Abstract

AbstractThis article interrogates the critical tradition which claims that Wyatt's Penitential Psalms speak with the authentic personal voice of early English Protestantism. The title references C. S. Lewis's famous essay, ‘What Chaucer Really Did to Il Filostrato', in which Chaucer is seen to ‘medievalize’ Boccaccio's ‘Renaissance’ poem, in order to question the assumption that Wyatt ‘Protestantizes' his primary Italian (Catholic) source, Pietro Aretino's I sette salmi de la penitentia di David (1534). This critical tradition, it is argued, is itself predicated upon the same periodization underpinning Lewis's essay, whereby the erroneous binary opposition Catholic/Protestant becomes metonymic of medieval/Renaissance. Applying this clear‐cut confessional division to the late 1530s, when Wyatt wrote (or at the very least began) his sequence, is an anachronism.
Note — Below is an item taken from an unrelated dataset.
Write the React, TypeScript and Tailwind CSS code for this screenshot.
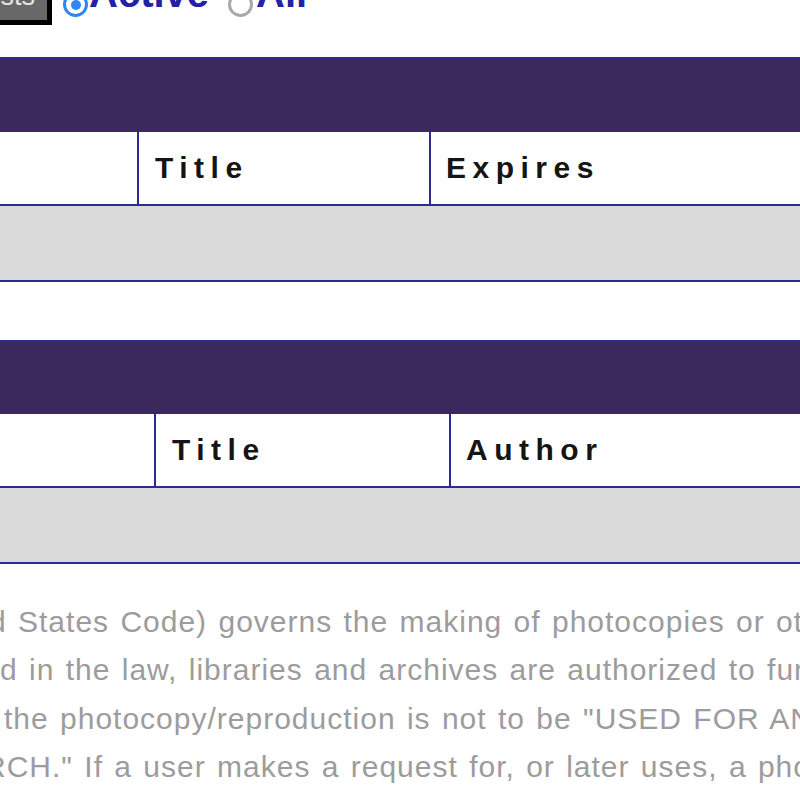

What this article argues, rather, is that Wyatt's reading and rewriting of Aretino's paraphrase and Antonio Brucioli's commentary on the Penitential Psalms — which also, I argue, influenced Aretino — helps him to reform certain of the equivocations and contradictions found in the Ten Articles (1536) and the Bishops' Book (1537) into a more consistent poetics of grace; notwithstanding his diverse other sources.